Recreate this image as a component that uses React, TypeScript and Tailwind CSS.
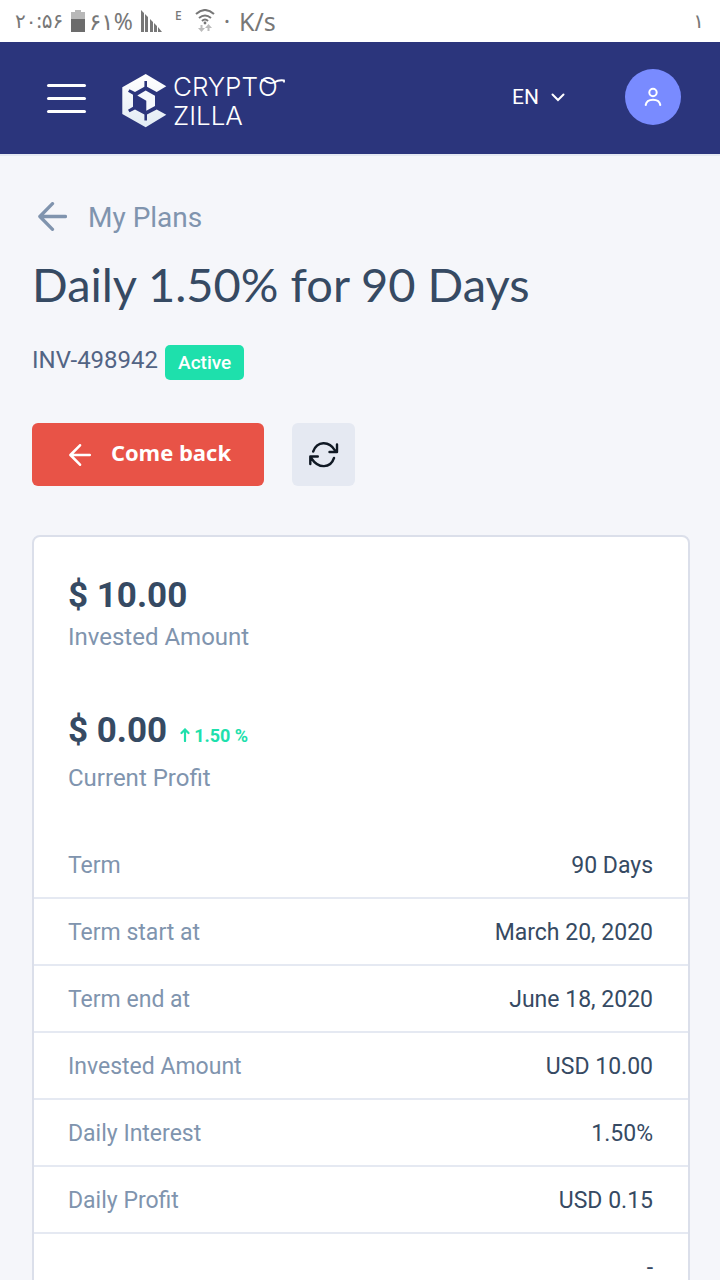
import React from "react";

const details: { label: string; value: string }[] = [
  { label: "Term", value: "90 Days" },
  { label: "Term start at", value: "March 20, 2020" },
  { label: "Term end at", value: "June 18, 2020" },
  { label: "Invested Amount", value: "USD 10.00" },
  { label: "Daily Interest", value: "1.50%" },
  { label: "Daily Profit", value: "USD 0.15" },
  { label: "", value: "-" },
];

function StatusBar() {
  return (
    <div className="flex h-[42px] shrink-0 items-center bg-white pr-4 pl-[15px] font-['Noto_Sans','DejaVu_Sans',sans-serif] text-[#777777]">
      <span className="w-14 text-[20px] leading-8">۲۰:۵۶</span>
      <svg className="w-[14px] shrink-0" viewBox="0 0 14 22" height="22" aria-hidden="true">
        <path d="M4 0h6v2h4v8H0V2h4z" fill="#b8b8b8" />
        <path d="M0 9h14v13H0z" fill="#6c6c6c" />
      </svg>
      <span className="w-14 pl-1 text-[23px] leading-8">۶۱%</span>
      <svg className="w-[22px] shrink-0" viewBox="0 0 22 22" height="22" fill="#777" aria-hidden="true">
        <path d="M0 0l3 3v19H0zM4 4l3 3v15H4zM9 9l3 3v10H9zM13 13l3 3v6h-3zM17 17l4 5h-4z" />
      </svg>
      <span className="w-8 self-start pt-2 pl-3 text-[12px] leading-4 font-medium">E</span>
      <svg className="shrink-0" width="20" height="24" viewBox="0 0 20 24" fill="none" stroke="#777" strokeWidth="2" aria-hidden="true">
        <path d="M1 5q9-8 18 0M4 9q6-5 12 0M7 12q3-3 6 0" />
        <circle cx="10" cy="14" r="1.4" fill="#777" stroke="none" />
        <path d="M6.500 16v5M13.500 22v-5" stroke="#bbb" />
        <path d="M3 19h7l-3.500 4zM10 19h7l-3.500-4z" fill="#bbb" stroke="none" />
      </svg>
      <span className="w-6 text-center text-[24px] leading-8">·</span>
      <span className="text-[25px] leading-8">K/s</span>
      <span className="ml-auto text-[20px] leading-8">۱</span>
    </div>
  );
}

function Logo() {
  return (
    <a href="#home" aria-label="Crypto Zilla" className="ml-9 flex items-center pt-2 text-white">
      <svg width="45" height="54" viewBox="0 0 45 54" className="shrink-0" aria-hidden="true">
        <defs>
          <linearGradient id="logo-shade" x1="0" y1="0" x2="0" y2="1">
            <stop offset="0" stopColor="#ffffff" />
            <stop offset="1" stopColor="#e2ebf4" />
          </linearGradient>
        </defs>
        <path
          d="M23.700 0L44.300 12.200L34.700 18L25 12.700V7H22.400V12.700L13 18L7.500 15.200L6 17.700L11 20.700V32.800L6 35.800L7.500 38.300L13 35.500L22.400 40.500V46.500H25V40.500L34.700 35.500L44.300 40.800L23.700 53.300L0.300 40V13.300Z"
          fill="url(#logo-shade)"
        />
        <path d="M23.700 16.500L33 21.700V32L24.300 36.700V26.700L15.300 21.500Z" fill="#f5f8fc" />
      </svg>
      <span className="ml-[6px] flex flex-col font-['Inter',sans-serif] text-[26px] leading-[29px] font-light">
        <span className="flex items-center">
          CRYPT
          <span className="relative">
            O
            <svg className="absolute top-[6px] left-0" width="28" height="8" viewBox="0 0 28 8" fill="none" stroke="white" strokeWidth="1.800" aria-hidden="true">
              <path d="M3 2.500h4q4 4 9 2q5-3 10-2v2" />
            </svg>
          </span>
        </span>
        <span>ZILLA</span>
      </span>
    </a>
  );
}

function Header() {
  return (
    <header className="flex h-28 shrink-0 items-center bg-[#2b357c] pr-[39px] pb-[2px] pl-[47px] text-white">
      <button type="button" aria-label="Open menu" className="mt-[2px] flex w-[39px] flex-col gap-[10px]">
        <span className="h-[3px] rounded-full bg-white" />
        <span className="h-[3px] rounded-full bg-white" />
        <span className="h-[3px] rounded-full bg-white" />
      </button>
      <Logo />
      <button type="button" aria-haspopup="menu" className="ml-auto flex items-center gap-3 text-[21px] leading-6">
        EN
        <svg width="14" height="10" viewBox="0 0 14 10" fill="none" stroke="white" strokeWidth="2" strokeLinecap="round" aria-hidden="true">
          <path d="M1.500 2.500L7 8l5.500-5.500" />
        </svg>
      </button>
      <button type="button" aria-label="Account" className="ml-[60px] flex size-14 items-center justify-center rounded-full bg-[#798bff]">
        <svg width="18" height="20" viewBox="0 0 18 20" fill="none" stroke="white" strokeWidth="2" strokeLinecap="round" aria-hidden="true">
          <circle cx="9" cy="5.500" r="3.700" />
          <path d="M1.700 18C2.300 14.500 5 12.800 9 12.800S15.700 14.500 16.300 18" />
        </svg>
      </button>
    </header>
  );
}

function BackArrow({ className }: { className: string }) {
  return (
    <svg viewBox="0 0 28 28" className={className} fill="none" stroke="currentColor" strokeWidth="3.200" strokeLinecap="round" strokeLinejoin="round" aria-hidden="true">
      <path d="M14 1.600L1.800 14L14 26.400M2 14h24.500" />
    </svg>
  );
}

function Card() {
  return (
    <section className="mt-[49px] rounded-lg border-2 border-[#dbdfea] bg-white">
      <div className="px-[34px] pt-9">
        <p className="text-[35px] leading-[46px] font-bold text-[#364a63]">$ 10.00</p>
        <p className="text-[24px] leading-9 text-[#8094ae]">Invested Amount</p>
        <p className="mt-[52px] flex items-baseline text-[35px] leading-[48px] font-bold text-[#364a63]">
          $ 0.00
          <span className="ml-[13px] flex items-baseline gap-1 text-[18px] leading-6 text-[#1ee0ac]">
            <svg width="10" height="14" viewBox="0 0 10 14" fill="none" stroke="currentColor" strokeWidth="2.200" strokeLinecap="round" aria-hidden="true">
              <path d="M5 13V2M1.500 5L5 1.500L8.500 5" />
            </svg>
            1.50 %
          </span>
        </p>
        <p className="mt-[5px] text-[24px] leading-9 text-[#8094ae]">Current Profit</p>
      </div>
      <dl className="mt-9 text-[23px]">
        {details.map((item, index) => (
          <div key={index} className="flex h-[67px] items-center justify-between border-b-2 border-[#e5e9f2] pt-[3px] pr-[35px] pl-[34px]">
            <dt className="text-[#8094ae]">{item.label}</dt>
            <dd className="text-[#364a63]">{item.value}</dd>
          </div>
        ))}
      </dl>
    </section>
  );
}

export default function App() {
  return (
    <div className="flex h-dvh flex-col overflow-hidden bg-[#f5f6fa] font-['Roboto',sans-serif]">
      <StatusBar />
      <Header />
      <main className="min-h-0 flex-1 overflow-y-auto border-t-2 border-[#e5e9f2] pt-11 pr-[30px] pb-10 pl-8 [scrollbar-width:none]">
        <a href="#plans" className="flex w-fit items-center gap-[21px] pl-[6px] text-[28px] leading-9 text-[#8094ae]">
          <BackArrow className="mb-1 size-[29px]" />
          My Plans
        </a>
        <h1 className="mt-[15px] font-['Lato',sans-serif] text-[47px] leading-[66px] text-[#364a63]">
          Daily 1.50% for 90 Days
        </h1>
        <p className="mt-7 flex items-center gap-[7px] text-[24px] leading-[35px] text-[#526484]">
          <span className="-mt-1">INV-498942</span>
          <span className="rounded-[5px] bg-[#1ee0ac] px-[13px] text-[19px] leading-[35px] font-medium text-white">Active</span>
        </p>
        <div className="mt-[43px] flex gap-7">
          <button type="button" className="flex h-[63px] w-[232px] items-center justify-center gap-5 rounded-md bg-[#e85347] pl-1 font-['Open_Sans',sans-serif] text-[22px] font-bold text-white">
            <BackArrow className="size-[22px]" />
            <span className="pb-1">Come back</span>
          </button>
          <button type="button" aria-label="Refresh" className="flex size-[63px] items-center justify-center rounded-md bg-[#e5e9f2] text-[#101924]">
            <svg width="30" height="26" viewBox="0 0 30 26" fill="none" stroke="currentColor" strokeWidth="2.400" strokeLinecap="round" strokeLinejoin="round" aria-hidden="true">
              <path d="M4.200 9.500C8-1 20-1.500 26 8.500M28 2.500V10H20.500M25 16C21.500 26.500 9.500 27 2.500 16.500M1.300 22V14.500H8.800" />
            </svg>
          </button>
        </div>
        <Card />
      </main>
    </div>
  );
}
○ ○ ○
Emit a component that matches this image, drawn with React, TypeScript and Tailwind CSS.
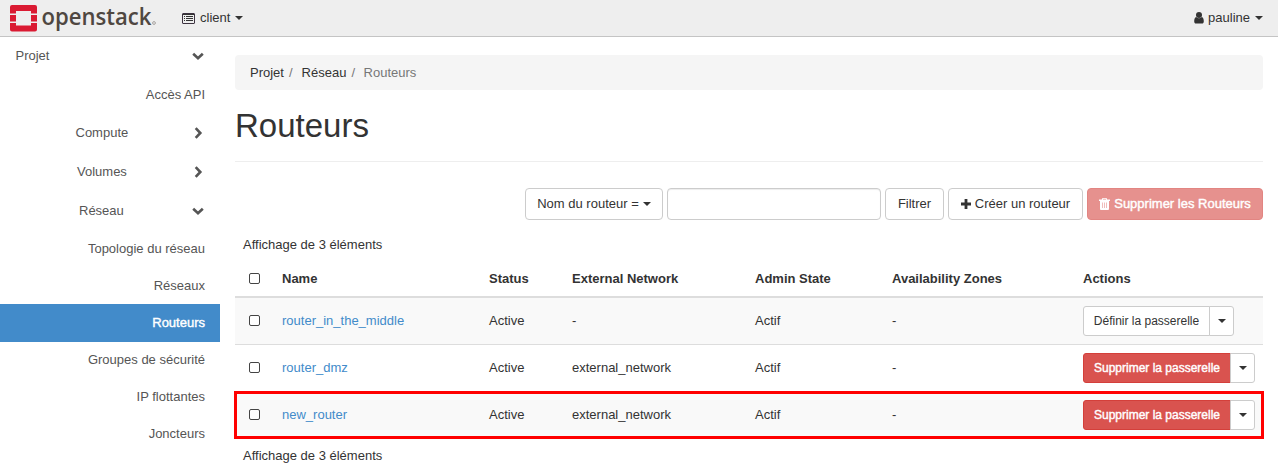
○ ○ ○
◆ Do this ◆
Filter out every line that lacks the word "component", and copy the rest.

◆ Task response ◆
Recreate this image as a component that uses React, TypeScript and Tailwind CSS.
Emit a component that matches this image, drawn with React, TypeScript and Tailwind CSS.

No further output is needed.